Stated problem ▸
Repeat the records below exactly, from the first line through the line containing "import React from 'react';", and leave out any pictures.

Front-end source files:
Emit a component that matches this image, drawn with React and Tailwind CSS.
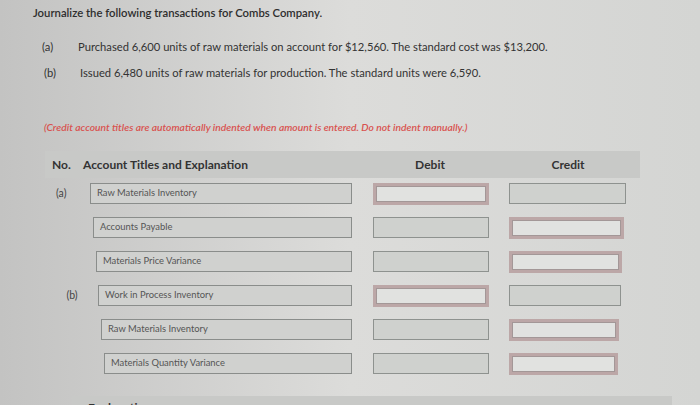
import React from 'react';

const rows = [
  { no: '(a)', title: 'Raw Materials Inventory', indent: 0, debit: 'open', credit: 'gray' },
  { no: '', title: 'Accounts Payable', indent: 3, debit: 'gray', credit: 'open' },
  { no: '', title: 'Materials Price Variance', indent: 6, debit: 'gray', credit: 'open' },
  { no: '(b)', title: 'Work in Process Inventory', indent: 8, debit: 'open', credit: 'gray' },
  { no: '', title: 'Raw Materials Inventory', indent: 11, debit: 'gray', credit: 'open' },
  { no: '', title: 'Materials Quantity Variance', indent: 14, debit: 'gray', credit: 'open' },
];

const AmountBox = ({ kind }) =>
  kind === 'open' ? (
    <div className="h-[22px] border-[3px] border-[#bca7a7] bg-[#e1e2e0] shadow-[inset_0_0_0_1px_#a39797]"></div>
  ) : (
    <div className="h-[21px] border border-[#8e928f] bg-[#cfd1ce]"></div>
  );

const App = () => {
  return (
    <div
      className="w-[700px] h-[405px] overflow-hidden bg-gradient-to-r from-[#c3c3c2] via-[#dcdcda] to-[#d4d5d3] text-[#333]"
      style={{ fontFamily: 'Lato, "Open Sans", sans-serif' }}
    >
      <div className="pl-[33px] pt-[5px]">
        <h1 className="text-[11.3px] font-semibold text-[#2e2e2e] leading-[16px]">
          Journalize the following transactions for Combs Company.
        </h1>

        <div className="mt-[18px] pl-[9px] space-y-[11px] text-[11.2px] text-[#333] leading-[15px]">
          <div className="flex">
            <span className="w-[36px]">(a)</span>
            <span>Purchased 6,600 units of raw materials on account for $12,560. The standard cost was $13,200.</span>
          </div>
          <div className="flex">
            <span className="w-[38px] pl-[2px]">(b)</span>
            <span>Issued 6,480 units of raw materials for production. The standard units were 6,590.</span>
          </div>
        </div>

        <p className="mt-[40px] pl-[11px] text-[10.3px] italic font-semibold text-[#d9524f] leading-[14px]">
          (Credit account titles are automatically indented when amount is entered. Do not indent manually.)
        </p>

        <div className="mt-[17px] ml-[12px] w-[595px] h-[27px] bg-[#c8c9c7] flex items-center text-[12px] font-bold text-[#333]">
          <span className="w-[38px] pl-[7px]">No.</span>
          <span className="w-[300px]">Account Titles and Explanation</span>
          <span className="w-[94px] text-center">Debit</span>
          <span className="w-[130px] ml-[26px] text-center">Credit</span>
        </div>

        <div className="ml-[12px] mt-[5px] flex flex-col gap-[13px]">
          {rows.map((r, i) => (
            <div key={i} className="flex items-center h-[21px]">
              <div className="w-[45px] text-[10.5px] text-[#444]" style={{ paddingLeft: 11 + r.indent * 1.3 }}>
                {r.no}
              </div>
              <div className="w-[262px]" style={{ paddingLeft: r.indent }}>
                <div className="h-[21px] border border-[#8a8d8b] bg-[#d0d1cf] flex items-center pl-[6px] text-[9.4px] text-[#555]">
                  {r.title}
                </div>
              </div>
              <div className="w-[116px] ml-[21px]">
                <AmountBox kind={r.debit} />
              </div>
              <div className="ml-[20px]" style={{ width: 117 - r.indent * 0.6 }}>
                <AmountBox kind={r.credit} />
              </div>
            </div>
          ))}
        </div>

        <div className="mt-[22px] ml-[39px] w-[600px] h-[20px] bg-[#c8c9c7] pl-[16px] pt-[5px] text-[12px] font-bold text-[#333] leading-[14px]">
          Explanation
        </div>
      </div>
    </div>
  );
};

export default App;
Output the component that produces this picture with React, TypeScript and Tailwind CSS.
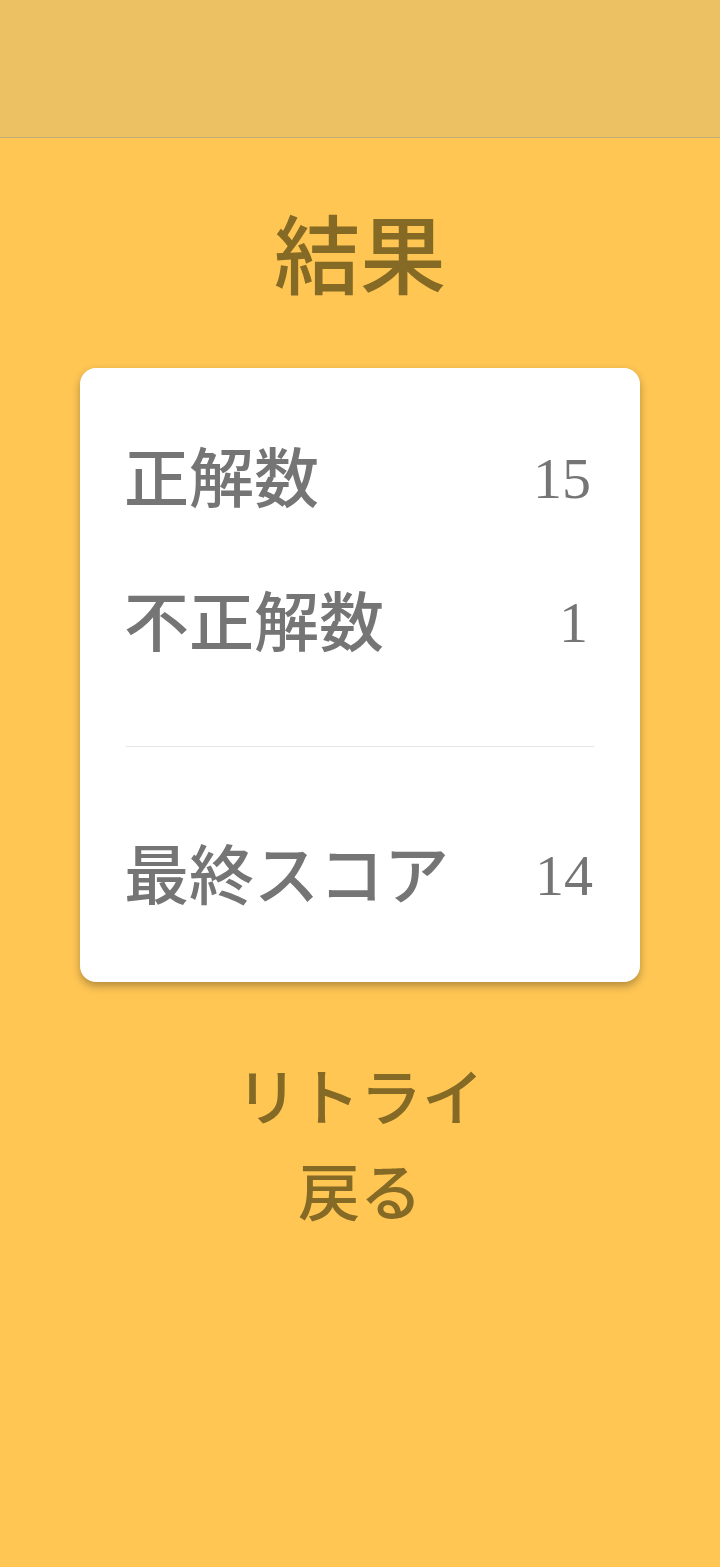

The response ▸
Emit a component that matches this image, drawn with React and Tailwind CSS.
import React from 'react';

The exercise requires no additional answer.